On December 8, 2008, Equity Media Holdings filed for Chapter 11 bankruptcy, resulting in the auction of all its television stations the following April. WMQF would be sold to MMMRC, LLC, a company owned by the principals of De Pere, Wisconsin-based Smet Construction Services. The sale closed the week of June 23, 2009, when the station's call sign was changed from WMQF to WZMQ. By this time, however, WMQF programming was discontinued as Equity was not able to meet the mandatory digital transition earlier in June 2009. As a result, Fox would move its affiliation from channel 19 to WLUC-DT2 (channel 6.2) in August 2009, which maintained its previous Universal Sports affiliation in overnights until it was able to establish a full schedule. During the interim, Fox programming was still available on Charter through its importing of WLUK-TV from Green Bay (which continued on Charter throughout WMQF's existence until WLUC asserted market exclusivity for the Fox affiliate in mid-2012).

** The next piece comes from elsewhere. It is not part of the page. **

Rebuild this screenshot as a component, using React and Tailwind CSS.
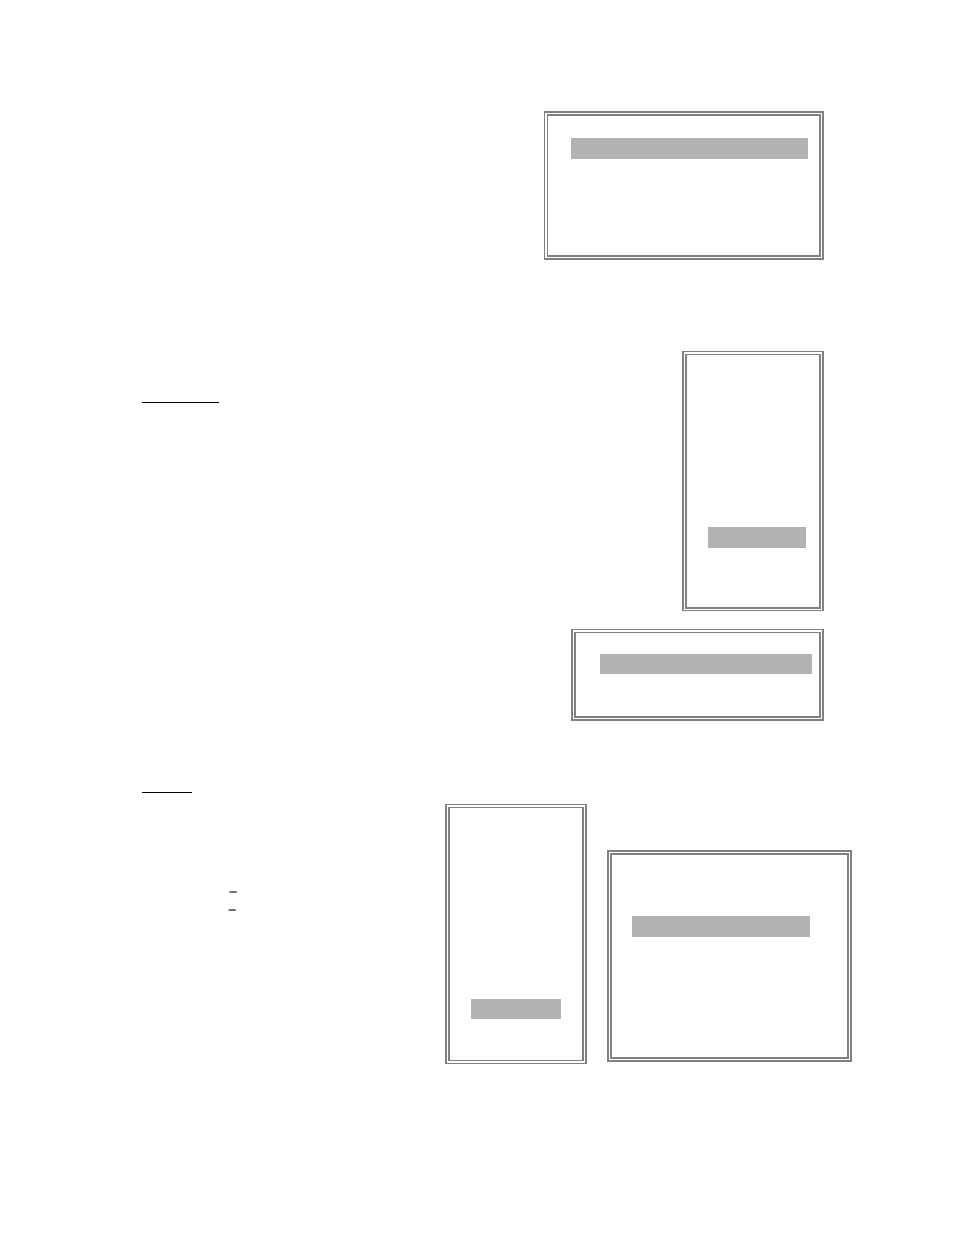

Logo during MMRC ownership (2010–2018).

Smet Construction Services constructed new facilities in De Pere, Wisconsin, from which WZMQ programming would originate. The construction was completed on or about October 15, 2009, after which Smet officially launched WZMQ, replacing the "Coming Soon" slides that had been broadcast since the summer with programming from This TV and MyNetworkTV on channels 19.1 and 19.2 respectively. The studio in De Pere was abandoned and all operations moved to Marquette. Antenna TV would be added to channel 19.2 on January 1, 2011, with MyNetworkTV moving to channel 19.1, replacing This TV's weeknight movie broadcast.

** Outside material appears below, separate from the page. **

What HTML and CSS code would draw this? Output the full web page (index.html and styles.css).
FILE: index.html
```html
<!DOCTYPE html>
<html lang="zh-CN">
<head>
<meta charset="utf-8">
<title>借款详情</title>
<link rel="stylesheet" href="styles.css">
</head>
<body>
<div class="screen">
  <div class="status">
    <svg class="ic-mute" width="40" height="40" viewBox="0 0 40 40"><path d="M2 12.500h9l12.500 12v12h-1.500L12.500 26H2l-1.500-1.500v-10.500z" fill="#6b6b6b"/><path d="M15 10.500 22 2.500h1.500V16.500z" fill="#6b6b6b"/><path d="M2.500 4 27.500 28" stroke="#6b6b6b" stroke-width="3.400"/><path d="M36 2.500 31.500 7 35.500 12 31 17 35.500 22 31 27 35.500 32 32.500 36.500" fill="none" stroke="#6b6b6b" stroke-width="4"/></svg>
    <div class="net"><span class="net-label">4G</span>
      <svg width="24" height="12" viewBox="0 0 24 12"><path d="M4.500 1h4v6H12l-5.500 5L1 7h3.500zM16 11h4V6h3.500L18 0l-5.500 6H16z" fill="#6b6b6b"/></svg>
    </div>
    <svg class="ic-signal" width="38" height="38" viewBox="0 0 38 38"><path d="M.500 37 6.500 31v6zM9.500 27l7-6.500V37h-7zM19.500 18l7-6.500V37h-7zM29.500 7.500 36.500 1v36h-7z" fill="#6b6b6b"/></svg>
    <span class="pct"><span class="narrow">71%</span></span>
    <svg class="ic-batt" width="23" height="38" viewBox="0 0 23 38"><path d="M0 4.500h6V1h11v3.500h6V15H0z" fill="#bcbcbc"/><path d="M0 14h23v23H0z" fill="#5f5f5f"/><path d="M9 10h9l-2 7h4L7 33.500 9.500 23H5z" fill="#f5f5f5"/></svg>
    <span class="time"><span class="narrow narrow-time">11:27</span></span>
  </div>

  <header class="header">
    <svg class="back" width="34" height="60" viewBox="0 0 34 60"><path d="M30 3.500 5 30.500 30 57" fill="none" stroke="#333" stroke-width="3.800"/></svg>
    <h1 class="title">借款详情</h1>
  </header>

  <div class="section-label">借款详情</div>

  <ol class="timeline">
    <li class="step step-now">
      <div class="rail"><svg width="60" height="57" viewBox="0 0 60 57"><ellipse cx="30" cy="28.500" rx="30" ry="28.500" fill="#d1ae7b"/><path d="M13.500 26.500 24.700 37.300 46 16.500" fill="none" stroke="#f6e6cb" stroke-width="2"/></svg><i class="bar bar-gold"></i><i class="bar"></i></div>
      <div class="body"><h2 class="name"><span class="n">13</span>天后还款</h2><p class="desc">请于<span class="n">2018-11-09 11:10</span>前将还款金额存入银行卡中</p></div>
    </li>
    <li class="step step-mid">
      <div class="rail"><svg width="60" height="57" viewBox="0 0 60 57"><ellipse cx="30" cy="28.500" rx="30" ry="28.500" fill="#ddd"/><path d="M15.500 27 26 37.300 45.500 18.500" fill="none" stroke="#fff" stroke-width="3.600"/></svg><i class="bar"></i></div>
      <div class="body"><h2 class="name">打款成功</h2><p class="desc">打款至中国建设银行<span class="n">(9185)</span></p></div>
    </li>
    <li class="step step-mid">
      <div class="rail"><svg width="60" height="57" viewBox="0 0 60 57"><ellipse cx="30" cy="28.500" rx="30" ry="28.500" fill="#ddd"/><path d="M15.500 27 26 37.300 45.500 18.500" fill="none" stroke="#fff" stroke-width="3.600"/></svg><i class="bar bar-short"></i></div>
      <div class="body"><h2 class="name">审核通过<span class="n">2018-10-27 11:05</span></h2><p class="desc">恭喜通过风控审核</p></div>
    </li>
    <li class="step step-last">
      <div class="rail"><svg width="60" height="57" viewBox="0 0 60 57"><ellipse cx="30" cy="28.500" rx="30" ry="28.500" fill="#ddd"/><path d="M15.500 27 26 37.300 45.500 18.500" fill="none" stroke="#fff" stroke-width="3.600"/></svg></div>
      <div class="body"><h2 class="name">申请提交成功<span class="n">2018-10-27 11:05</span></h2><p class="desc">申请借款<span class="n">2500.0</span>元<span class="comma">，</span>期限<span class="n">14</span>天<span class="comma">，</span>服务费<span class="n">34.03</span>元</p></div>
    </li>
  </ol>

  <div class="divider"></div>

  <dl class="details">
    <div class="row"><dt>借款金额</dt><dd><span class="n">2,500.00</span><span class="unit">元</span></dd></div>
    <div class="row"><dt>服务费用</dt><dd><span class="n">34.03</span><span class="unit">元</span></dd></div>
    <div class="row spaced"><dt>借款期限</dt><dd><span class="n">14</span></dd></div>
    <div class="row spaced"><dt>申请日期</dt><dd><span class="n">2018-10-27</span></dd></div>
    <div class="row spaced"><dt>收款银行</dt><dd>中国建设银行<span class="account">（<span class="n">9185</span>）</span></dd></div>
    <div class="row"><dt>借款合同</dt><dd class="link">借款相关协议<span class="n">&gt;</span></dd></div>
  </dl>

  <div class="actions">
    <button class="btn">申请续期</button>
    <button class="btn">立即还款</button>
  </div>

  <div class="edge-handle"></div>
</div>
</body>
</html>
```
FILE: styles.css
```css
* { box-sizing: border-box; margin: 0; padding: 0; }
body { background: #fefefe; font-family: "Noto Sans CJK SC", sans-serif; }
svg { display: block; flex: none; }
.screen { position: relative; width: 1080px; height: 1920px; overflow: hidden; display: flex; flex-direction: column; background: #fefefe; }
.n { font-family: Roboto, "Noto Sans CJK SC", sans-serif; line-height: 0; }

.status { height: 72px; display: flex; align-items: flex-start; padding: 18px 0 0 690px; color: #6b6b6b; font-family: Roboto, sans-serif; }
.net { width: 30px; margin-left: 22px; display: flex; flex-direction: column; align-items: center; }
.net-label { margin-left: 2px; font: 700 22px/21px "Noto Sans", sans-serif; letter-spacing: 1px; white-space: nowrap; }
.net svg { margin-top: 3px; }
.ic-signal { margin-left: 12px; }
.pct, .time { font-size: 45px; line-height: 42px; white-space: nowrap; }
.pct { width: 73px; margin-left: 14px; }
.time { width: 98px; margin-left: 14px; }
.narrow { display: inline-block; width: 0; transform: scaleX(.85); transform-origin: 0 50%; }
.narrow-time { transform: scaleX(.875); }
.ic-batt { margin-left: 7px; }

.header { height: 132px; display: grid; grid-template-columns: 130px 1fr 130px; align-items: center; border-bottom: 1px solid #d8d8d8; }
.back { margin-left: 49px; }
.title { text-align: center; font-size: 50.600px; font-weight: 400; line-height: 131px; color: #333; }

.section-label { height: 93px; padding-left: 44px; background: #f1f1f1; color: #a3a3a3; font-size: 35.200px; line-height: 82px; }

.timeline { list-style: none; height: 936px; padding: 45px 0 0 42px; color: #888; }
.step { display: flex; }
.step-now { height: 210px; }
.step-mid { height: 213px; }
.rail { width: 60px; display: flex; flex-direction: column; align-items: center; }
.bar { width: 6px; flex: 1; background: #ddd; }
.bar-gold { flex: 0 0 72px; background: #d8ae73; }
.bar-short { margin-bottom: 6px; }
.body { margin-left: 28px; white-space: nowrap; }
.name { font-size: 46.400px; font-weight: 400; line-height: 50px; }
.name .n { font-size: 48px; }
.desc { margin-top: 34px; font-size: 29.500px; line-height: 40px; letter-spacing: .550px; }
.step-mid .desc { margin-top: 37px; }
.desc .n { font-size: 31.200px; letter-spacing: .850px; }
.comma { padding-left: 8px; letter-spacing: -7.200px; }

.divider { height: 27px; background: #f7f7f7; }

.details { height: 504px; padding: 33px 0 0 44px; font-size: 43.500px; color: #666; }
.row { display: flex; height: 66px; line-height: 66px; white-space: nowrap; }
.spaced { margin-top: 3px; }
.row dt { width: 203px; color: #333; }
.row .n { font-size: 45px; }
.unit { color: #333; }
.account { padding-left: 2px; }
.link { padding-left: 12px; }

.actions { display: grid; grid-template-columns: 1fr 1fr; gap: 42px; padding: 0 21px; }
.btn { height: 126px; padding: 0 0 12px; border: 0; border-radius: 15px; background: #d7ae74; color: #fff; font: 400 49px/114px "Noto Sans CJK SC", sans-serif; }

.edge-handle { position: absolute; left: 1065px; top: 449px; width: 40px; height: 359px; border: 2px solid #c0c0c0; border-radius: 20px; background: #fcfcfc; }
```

In May 2011, WZMQ picked up the MeTV subchannel, placing it at 19.1; its other subchannels each were renumbered accordingly, with This TV and MyNetworkTV moving to channel 19.2 and Antenna TV moving to 19.3. Over time, as the revenue of MeTV increased and MyNetworkTV declined, WZMQ decreased the branding of 19.2 as "My 19", choosing to stick with "MeTV Marquette" for the majority of the day and promoting the MyNetworkTV schedule less often. By 2017, it carried the service mostly unbranded, secondarily to the subchannel's primary This TV affiliation.

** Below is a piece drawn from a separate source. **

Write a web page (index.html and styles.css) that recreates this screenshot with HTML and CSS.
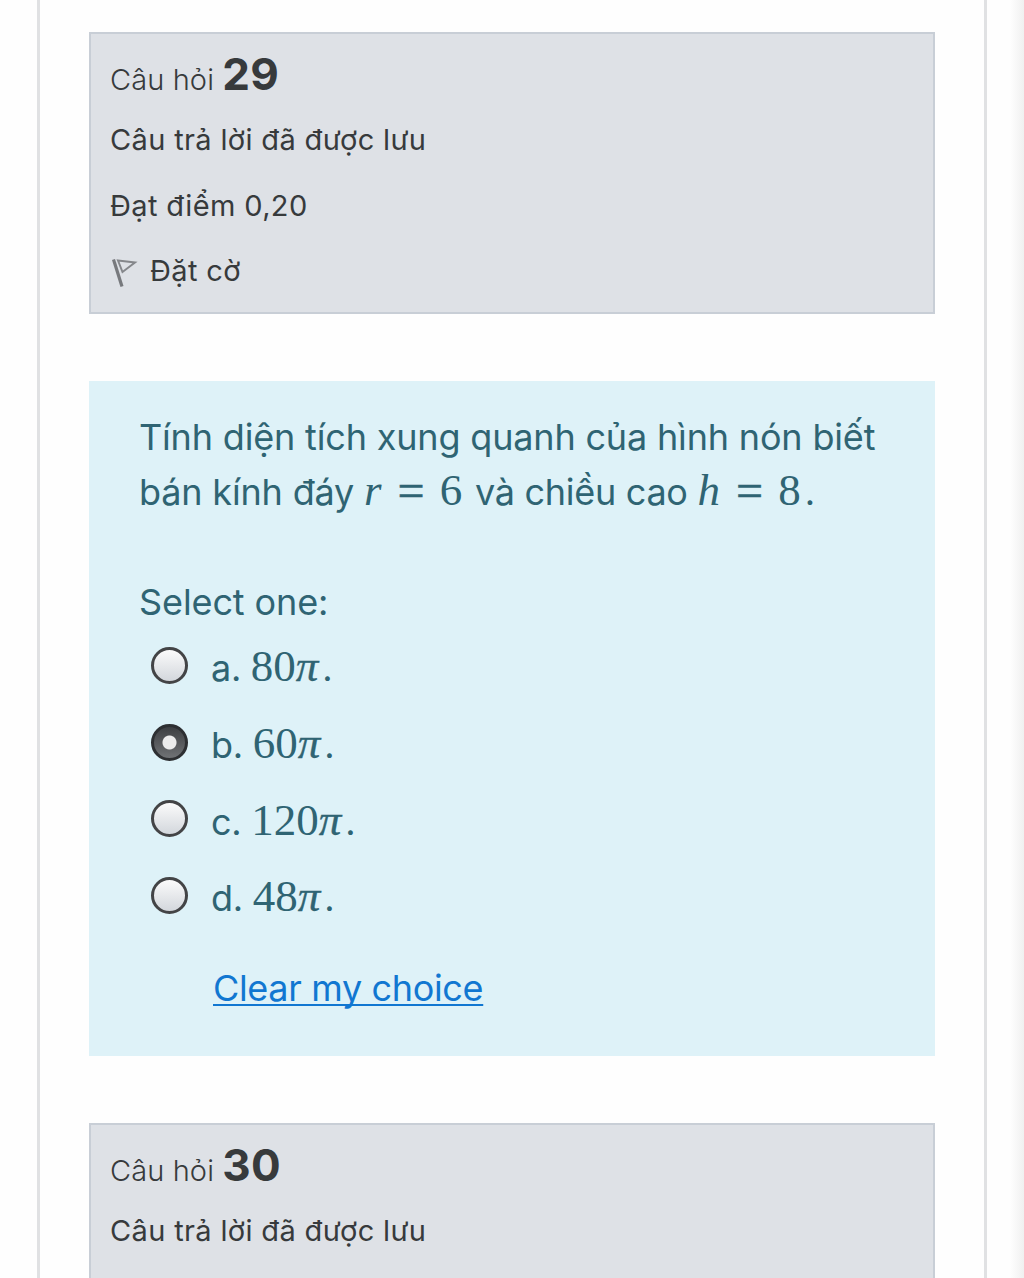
FILE: index.html
```html
<!DOCTYPE html>
<html lang="vi">
<head>
    <meta charset="UTF-8">
    <meta name="viewport" content="width=device-width, initial-scale=1.0">
    <title>Câu hỏi 29</title>
    <link rel="stylesheet" href="styles.css">
</head>
<body>
    <main class="page">
        <!-- Question 29 -->
        <section class="info">
            <h3 class="info-title">Câu hỏi <span class="number">29</span></h3>
            <div class="info-line">Câu trả lời đã được lưu</div>
            <div class="info-line">Đạt điểm 0,20</div>
            <div class="info-line flag">
                <svg class="flag-icon" width="28" height="32" viewBox="0 0 28 32">
                    <path d="M3.5 4.5L12 31.5" stroke="#77797d" stroke-width="3.2" fill="none"/>
                    <path d="M8 5.5L25 7.5L12.5 17Z" stroke="#85878b" stroke-width="2" fill="none"/>
                </svg>
                <span>Đặt cờ</span>
            </div>
        </section>

        <section class="formulation">
            <p class="question">Tính diện tích xung quanh của hình nón biết<br>
            bán kính đáy <span class="math"><i>r</i><span class="eq">=</span>6</span> <span class="after">và chiều cao</span> <span class="math"><i>h</i><span class="eq">=</span>8</span><span class="dot">.</span></p>

            <div class="prompt">Select one:</div>
            <div class="answers">
                <label class="answer">
                    <input type="radio" name="q29">
                    <span>a. <span class="math">80<i class="pi">π</i></span><span class="dot">.</span></span>
                </label>
                <label class="answer">
                    <input type="radio" name="q29" checked>
                    <span>b. <span class="math">60<i class="pi">π</i></span><span class="dot">.</span></span>
                </label>
                <label class="answer">
                    <input type="radio" name="q29">
                    <span>c. <span class="math">120<i class="pi">π</i></span><span class="dot">.</span></span>
                </label>
                <label class="answer">
                    <input type="radio" name="q29">
                    <span>d. <span class="math">48<i class="pi">π</i></span><span class="dot">.</span></span>
                </label>
            </div>
            <a class="clear" href="#">Clear my choice</a>
        </section>

        <!-- Question 30 -->
        <section class="info">
            <h3 class="info-title">Câu hỏi <span class="number">30</span></h3>
            <div class="info-line">Câu trả lời đã được lưu</div>
        </section>
    </main>
</body>
</html>
```
FILE: styles.css
```css
* {
    box-sizing: border-box;
}
body {
    margin: 0;
    height: 1278px;
    overflow: hidden;
    font-family: Inter, "Noto Sans", sans-serif;
    /* soft shade along the right edge */
    background: linear-gradient(to left, #f0f0f0, #fefefe 14px, #fefefe);
}
.page {
    width: 950px;
    height: 1278px;
    margin-left: 37px;
    padding: 32px 50px 0;
    overflow: hidden;
    background-color: #fefefe;
    border-left: 3px solid #e0e1e3;
    border-right: 3px solid #e0e1e3;
}
.info {
    width: 846px;
    height: 282px;
    margin-left: -1px;
    padding: 18px 19px;
    color: #373a3c;
    background-color: #dee1e6;
    border: 2px solid #c8ced6;
}
.info-title {
    margin: 0 0 1px;
    font-size: 29px;
    font-weight: 300;
    line-height: 52px;
    letter-spacing: 0.1px;
}
.number {
    font-size: 44px;
    font-weight: 700;
    line-height: 1;
    letter-spacing: 0.3px;
}
.info-line {
    font-size: 29px;
    line-height: 65.5px;
    letter-spacing: 0.35px;
    white-space: nowrap;
}
.flag {
    display: flex;
    align-items: center;
}
.flag-icon {
    margin-right: 12px;
}
.formulation {
    width: 846px;
    height: 675px;
    margin: 67px 0 67px -1px;
    padding: 29px 50px 0;
    color: #2f6473;
    background-color: #def2f8;
    font-size: 36px;
}
.question {
    margin: 0;
    line-height: 54.5px;
    letter-spacing: -0.17px;
    white-space: nowrap;
}
.math {
    font-family: "Liberation Serif", serif;
    font-size: 45px;
    line-height: 1;
    letter-spacing: 0;
}
.eq {
    margin: 0 15px 0 16px;
    font-size: 48px;
    line-height: 0;
    vertical-align: -2px;
    -webkit-text-stroke: 0.5px currentColor;
}
.after {
    margin-left: 3px;
    letter-spacing: -0.3px;
}
/* heavier stroke, as in the maths font */
.pi {
    -webkit-text-stroke: 0.3px currentColor;
}
.dot {
    margin-left: 4px;
}
.prompt {
    margin-top: 56px;
    line-height: 54px;
    letter-spacing: -0.1px;
}
.answers {
    padding: 0 0 0 12px;
    letter-spacing: -0.3px;
}
.answer {
    display: flex;
    align-items: center;
    height: 76.7px;
}
.answer input {
    appearance: none;
    width: 37px;
    height: 37px;
    margin: 0 23px 4px 0;
    border: 3px solid #434446;
    border-radius: 50%;
    background: linear-gradient(#fbfbfb, #d3d7dc);
}
.answer input:checked {
    border-color: #2d2f32;
    background: radial-gradient(circle, #ececec 6.5px, transparent 7.5px), linear-gradient(#3d3f42, #707275);
}
.clear {
    display: inline-block;
    margin: 25px 0 0 74px;
    color: #1177d1;
    line-height: 54px;
    letter-spacing: -0.34px;
    text-decoration-thickness: 2px;
    text-underline-offset: 3px;
    text-decoration-skip-ink: none;
}
```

On October 10, 2017, MMMRC agreed to sell WZMQ to a company controlled by Brian and Kevin Lilly, the owners of Lilly Broadcasting, for $103,475. The new owners began operating the station through a local marketing agreement the following day.

Lilly soon instituted several programming changes on the station, including local weather forecast segments provided by the meteorology staff at Lilly's WICU-TV/WSEE-TV in Erie, Pennsylvania, which already provides weather forecasts to their stations in the Caribbean region. The This TV affiliation also ended in 2019, with Start TV moving to the second subchannel, and its fourth subchannel affiliating with Ion Television.

== WZMQ-DT2 ==
On January 20, 2022, WJMN informed its viewers that it had lost the CBS affiliation effective the next day, with MyNetworkTV and Antenna TV programming replacing CBS network programs and the 11 p.m. late news moving to an hour at 10 p.m. The second digital subchannel of WZMQ became the new home of CBS programming in Marquette. The Start TV affiliation on DT2 moved to DT5, while the Ion Television affiliation also moved to a newly created DT7 subchannel. Concurrent with the relaunch of WZMQ-DT2 as a CBS affiliate, its over-the-air feed was upgraded to 1080i full HD (per more bandwidth being distributed into that subchannel and away from the remaining subchannels) as, meanwhile, the remaining subchannels continue to be presented in 480i widescreen standard definition.

== Newscasts ==
Upon acquiring the CBS affiliation for its DT2 subchannel, Lilly Broadcasting announced that the subchannel would start airing weekday newscasts, branded 19 News, This is Home, at 6 p.m. and 11 p.m. The newscasts are anchored locally with reporters based in Marquette. In mid-June 2022, Lilly announced that it purchased a building across from the Delft Theater on West Washington Street in downtown Marquette and construct a studio and offices in the second floor space to accommodate more local anchors, reporters, and a meteorological team.

== Technical information ==
=== Subchannels ===
The station's digital signal is multiplexed:

Subchannels of WZMQ
| Subchannel | Res.Tooltip Display resolution | Short name | Programming |
| 19.1 | 480i | ME TV | MeTV |
| 19.2 | 1080i | CBS | CBS |
| 19.3 | 480i | H I | Heroes & Icons |
| 19.4 | CourtTV | Court TV |
| 19.5 | START | Start TV |
| 19.7 | ION-TV | Ion |

=== Analog-to-digital conversion ===
WZMQ shut down its analog signal, over UHF channel 19, on June 12, 2009, the official date on which full-power television stations in the United States transitioned from analog to digital broadcasts under federal mandate. The station "flash-cut" its digital signal into operation on UHF channel 19; as it had been granted its original construction permit after the Federal Communications Commission finalized the digital television allotment plan on April 21, 1997, WMQF did not receive a companion channel for a digital station. Since the channel was then owned by Equity Media Holdings, the company told the FCC it was not able to convert WMQF and most of its stations to digital in time for the transition. After being sold to MMMRC, WZMQ made its flash-cut to digital shortly before the June 2009 transition cutoff, transmitting two subchannels that were at low-power due to Equity-era transmitter neglect.